Pearl V. Ascue was born and raised in what is referred to by natives as “two-mile.” It’s an area about two miles from downtown Charleston near The Old Village. It was also zoned for Laing Elementary when Ascue was growing up. She attended the school, which was the first opened for Black children post-Civil War, until junior high.
The school started in a defunct Presbyterian church that had been riddled with bullets during the war. It was championed by an abolitionist named Cornelia Hancock and brought to fruition with the help of some local benefactors who knew children of color needed a place to become educated.
Ascue said, “It was an innovation at the time. Black and white folks came together to make sure Black children got an education and to acknowledge they are now a part of the United States.”
The school did more than teach basic reading and writing; they taught trades to ensure those who matriculated there would be able to join the workforce. Training in woodworking, shoe repair, sewing, brick masonry and more was made available. It was also the first school in South Carolina to welcome veterans back after service.
The school solely served the Black community until the time of integration in the 1960s. Today, descendants of Laing’s students still benefit from the education provided to their ancestors. It opened options for entire bloodlines.

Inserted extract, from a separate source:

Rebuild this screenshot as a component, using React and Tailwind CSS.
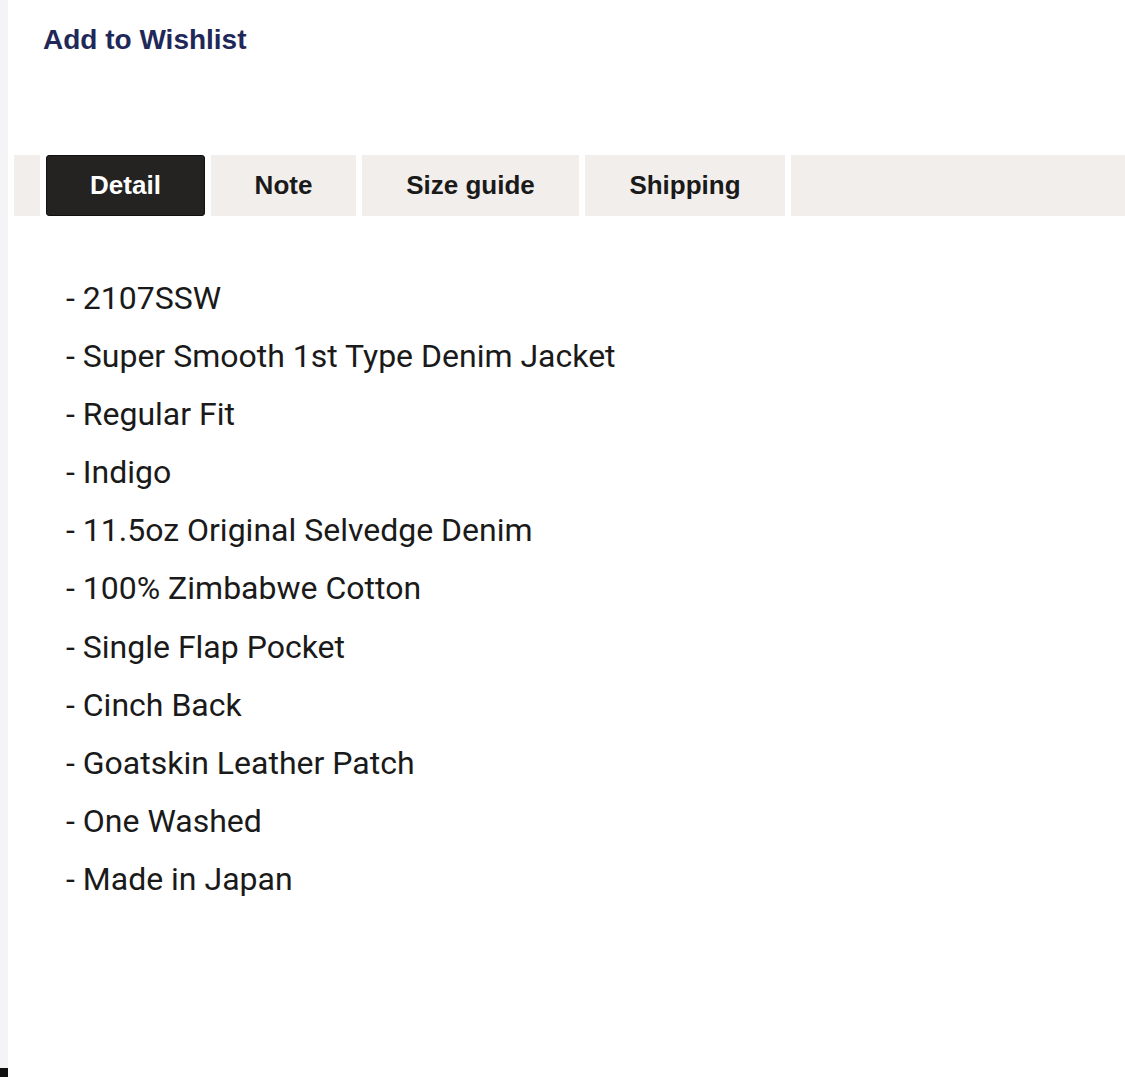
import React from 'react';

const details = [
  '2107SSW',
  'Super Smooth 1st Type Denim Jacket',
  'Regular Fit',
  'Indigo',
  '11.5oz Original Selvedge Denim',
  '100% Zimbabwe Cotton',
  'Single Flap Pocket',
  'Cinch Back',
  'Goatskin Leather Patch',
  'One Washed',
  'Made in Japan',
];

const tabs = [
  { label: 'Detail', w: 'w-[159px]' },
  { label: 'Note', w: 'w-[145px]' },
  { label: 'Size guide', w: 'w-[217px]' },
  { label: 'Shipping', w: 'w-[200px]' },
];

export default function App() {
  return (
    <div className="flex h-[1077px] w-[1125px] bg-white overflow-hidden">
      {/* left strip */}
      <div className="flex w-[8px] flex-col">
        <div className="flex-1 bg-[#f4f4f6]" />
        <div className="h-[9px] bg-[#111]" />
      </div>

      <div className="flex flex-1 flex-col pl-[6px]">
        <div className="pl-[29px] pt-[24px] font-['Liberation_Sans',Arial,sans-serif] text-[28px] font-bold leading-[32px] text-[#1f2858]">
          Add to Wishlist
        </div>

        {/* tab bar */}
        <div className="mt-[99px] flex h-[61px] gap-[6px] font-['Liberation_Sans',Arial,sans-serif] text-[26px] font-bold">
          <div className="w-[26px] bg-[#f2eeeb]" />
          {tabs.map((t, i) => (
            <div
              key={t.label}
              className={`${t.w} flex items-center justify-center ${
                i === 0
                  ? 'rounded-[3px] border border-[#111] bg-[#242322] text-white'
                  : 'bg-[#f2eeeb] text-[#1a1a1a]'
              }`}
            >
              {t.label}
            </div>
          ))}
          <div className="flex-1 bg-[#f2eeeb]" />
        </div>

        {/* detail list */}
        <ul className="pl-[52px] pt-[53px] font-['Roboto',Arial,sans-serif] text-[32px] leading-[58.1px] text-[#1a1a1a]">
          {details.map((d) => (
            <li key={d}>- {d}</li>
          ))}
        </ul>
      </div>
    </div>
  );
}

“The school gave us a chance in every realm of life,” Ascue affirmed.
Laing is now a middle school made up of children from many different backgrounds. However, people like Pearl Ascue are working hard to make sure its legacy is never lost. Pearl is part of The Laing School Association, which campaigned for the commemorative plaque to be placed at the school’s original site. She has also been a part of efforts to encourage former attendees to keep the history of Laing alive, while educating current students on the school’s rich past. The entire day was devoted to teaching the students the history of the school on its 150th anniversary.

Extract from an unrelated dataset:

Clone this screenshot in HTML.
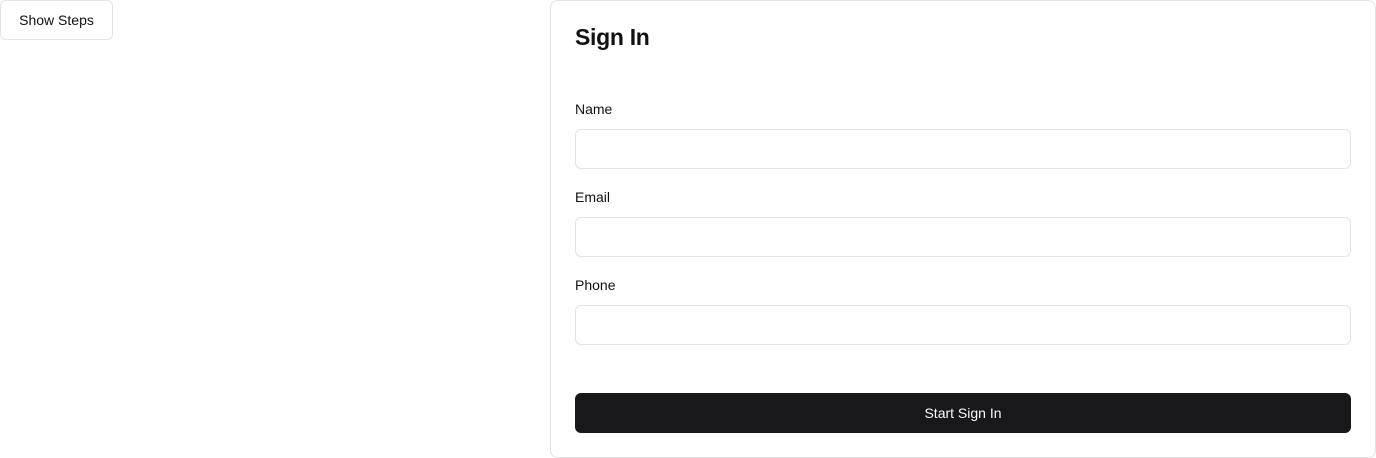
<!DOCTYPE html>
<html><head><meta charset="utf-8"><style>
*{box-sizing:border-box;margin:0;padding:0}
body{width:1376px;height:458px;background:#fff;font-family:"Liberation Sans",sans-serif;color:#111;position:relative;overflow:hidden}
.btn{position:absolute;left:0;top:0;width:113px;height:40px;border:1px solid #e4e4e7;border-radius:6px;font-size:14px;display:flex;align-items:center;justify-content:center;color:#111}
.card{position:absolute;left:550px;top:0;width:826px;height:458px;border:1px solid #e4e4e7;border-radius:8px}
h1{position:absolute;left:24px;top:23px;font-size:23px;font-weight:bold;letter-spacing:-0.3px}
.lbl{position:absolute;left:24px;font-size:14px;font-weight:500}
.in{position:absolute;left:24px;width:776px;height:40px;border:1px solid #e4e4e7;border-radius:6px}
.sub{position:absolute;left:24px;top:392px;width:776px;height:40px;background:#18181b;border-radius:6px;color:#fafafa;font-size:14px;display:flex;align-items:center;justify-content:center}
</style></head><body>
<div class="btn">Show Steps</div>
<div class="card">
<h1>Sign In</h1>
<div class="lbl" style="top:100px">Name</div>
<div class="in" style="top:128px"></div>
<div class="lbl" style="top:188px">Email</div>
<div class="in" style="top:216px"></div>
<div class="lbl" style="top:276px">Phone</div>
<div class="in" style="top:304px"></div>
<div class="sub">Start Sign In</div>
</div>
</body></html>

In the words of Ascue, “The legacy of Laing means opportunity.”
That’s a message that she never wants to see fade. The Laing School Association is now working to form scholarships for students who want to attend any college originally founded for Black students.
In addition to honoring the history of Laing, Ascue is also working to keep the culture of Mount Pleasant’s Ten-Mile community alive. Once a part of Awendaw and now annexed by Mount Pleasant, this community began as a “settlement community.” These lands were often developed by Blacks near plantations in which they were formerly enslaved. They grew into self-sustaining communities where people of color could live, work and play.
In recent years, sprawl, development and rising real estate prices have started driving out native residents of these areas. As president of the Ten-Mile Neighborhood Association, Ascue is working alongside Charleston County to preserve the culture of her community by making it a historical preservation district. She stressed that this is being done in a positive way.
“We, as a people, are proud of our community. The culture here means a lot, and we are working to save it,” she noted.
Salvation may be the theme of everything Pearl Ascue does. These communities and schools were lifelines for so many. She doesn’t want to simply revere that. She wants to sustain the legacy and grow it for generations to come.